Until now, monitoring has been done in hospitals with a device using fluorescent bio assays to measure light polarization produced by a drug sample.
    
"The operation of the current device is based on a cumbersome, expensive platform that requires experienced personnel because of the many samples that need to be manipulated," said Masson, who led the study with Joelle Pelletier, also from Montreal.
    
Six years ago, Pelletier and Masson investigated how to simplify the measurement of methotrexate concentration in patients.
    
Gold nanoparticles on the surface of the receptacle change the colour of the light detected by the instrument. The detected colour reflects the exact concentration of the drug in the blood sample.
    
They developed and manufactured a miniaturised device that works by surface plasmon resonance.
    
Roughly, it measures the concentration of serum (or blood) methotrexate through gold nanoparticles on the surface of a receptacle.
    
In 'competing' with methotrexate to block the enzyme, the gold nanoparticles change the colour of the light detected by the instrument.

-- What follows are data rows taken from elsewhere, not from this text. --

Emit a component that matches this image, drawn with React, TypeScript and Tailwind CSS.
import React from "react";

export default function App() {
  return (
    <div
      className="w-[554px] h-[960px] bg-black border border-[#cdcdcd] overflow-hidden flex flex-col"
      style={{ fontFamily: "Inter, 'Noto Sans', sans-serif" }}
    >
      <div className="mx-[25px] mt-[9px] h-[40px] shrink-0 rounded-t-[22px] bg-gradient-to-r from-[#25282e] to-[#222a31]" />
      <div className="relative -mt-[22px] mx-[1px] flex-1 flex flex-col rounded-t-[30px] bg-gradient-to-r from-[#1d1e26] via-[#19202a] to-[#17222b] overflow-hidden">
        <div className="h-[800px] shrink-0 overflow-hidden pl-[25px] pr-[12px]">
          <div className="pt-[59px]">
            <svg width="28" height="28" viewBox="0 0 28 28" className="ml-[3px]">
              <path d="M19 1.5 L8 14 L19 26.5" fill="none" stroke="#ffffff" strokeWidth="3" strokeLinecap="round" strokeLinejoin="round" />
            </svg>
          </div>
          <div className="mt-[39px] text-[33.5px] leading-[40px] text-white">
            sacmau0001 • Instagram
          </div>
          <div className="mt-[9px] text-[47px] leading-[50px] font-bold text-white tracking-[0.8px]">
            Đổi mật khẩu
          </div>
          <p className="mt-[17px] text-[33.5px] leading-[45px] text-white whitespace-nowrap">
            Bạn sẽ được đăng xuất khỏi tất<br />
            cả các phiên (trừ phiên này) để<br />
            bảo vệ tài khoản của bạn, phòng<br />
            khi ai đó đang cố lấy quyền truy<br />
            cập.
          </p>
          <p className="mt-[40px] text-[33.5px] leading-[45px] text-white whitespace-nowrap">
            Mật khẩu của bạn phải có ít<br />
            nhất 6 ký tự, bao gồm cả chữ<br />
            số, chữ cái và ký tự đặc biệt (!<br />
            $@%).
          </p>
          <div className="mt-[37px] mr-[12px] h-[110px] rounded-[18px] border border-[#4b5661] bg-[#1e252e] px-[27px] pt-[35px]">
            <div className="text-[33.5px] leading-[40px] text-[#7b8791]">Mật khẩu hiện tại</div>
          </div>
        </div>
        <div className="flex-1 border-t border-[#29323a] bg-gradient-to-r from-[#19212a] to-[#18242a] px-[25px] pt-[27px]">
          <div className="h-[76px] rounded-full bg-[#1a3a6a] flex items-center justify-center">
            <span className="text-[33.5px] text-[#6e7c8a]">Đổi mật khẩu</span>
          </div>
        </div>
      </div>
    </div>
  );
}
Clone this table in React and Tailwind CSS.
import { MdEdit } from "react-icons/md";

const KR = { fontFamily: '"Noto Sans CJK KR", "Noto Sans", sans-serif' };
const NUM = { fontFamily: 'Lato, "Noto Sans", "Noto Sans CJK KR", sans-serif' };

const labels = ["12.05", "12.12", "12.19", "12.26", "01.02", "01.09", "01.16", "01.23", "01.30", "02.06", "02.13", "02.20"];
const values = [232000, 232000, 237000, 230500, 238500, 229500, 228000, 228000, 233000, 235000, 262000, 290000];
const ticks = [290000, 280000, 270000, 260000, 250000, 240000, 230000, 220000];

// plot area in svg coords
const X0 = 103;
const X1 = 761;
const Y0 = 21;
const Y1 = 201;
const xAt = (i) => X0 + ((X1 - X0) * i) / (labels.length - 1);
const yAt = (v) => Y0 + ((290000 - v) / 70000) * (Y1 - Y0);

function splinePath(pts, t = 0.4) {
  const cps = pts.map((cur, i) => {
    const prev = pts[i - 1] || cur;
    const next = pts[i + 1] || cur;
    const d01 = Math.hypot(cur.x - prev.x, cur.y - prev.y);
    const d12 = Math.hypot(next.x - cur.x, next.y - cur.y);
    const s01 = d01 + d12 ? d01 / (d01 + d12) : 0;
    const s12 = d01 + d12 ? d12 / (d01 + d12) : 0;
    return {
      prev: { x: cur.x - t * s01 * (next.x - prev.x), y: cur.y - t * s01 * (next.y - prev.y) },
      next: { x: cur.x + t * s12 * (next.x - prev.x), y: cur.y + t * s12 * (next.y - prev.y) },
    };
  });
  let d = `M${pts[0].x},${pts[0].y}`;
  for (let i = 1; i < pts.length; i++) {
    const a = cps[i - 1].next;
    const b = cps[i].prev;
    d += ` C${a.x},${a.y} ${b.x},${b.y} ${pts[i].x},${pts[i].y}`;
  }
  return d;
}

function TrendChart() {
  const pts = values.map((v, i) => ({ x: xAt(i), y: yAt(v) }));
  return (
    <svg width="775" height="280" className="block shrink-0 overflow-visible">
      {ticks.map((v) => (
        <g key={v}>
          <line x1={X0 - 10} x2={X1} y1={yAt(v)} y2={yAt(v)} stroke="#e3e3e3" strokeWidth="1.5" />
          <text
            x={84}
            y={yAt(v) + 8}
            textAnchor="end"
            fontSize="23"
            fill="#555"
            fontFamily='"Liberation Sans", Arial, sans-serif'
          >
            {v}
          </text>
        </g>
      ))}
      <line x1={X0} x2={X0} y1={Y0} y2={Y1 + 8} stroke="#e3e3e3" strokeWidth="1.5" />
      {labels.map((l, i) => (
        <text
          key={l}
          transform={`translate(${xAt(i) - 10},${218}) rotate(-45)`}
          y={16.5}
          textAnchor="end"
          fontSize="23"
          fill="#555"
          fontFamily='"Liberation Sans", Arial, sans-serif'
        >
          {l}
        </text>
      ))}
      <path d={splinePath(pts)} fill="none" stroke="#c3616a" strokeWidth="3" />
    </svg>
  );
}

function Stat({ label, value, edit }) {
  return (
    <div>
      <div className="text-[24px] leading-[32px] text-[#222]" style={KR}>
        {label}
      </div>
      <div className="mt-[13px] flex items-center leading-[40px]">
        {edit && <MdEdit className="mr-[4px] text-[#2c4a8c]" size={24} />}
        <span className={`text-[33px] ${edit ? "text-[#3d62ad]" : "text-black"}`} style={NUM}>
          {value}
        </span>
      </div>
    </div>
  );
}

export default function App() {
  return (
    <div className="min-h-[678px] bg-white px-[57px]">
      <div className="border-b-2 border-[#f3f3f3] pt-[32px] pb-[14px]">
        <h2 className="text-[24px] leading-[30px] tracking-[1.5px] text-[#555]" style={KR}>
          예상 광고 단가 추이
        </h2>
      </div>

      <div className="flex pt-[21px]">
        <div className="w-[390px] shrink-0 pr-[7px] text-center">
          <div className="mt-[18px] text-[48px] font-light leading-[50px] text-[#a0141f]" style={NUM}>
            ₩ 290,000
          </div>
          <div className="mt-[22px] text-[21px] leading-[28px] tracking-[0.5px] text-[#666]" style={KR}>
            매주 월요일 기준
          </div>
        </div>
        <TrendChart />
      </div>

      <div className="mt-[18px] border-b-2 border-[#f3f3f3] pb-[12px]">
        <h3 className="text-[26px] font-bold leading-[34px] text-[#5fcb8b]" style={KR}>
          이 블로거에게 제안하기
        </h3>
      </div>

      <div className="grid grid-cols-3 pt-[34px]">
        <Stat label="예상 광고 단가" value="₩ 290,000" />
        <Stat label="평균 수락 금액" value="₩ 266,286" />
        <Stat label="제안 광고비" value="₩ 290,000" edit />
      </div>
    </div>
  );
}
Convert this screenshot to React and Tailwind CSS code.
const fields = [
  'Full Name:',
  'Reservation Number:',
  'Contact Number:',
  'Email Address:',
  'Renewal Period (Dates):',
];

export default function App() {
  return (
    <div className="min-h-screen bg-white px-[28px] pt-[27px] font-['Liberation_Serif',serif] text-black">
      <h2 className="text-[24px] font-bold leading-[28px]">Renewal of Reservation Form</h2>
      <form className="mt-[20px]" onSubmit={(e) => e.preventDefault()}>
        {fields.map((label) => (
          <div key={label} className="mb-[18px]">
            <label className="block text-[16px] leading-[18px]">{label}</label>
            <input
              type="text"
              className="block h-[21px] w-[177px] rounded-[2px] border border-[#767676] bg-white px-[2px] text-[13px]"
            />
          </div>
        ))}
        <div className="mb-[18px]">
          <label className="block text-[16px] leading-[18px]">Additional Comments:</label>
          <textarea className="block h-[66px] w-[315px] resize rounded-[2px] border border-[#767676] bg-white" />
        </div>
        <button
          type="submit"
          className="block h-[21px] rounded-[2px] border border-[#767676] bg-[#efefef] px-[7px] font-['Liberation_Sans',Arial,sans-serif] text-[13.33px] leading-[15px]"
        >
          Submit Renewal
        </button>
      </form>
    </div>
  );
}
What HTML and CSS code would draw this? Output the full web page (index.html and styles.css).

And the colour of the light detected reflects the exact concentration of the drug in the blood sample.
    
The accuracy of the measurements taken by the new device were compared with those produced by equipment used at the Maisonneuve Rosemont Hospital in Montreal.
    
"Testing was conclusive: not only were the measurements as accurate, but our device took less than 60 seconds to produce results, compared to 30 minutes for current devices," Masson said.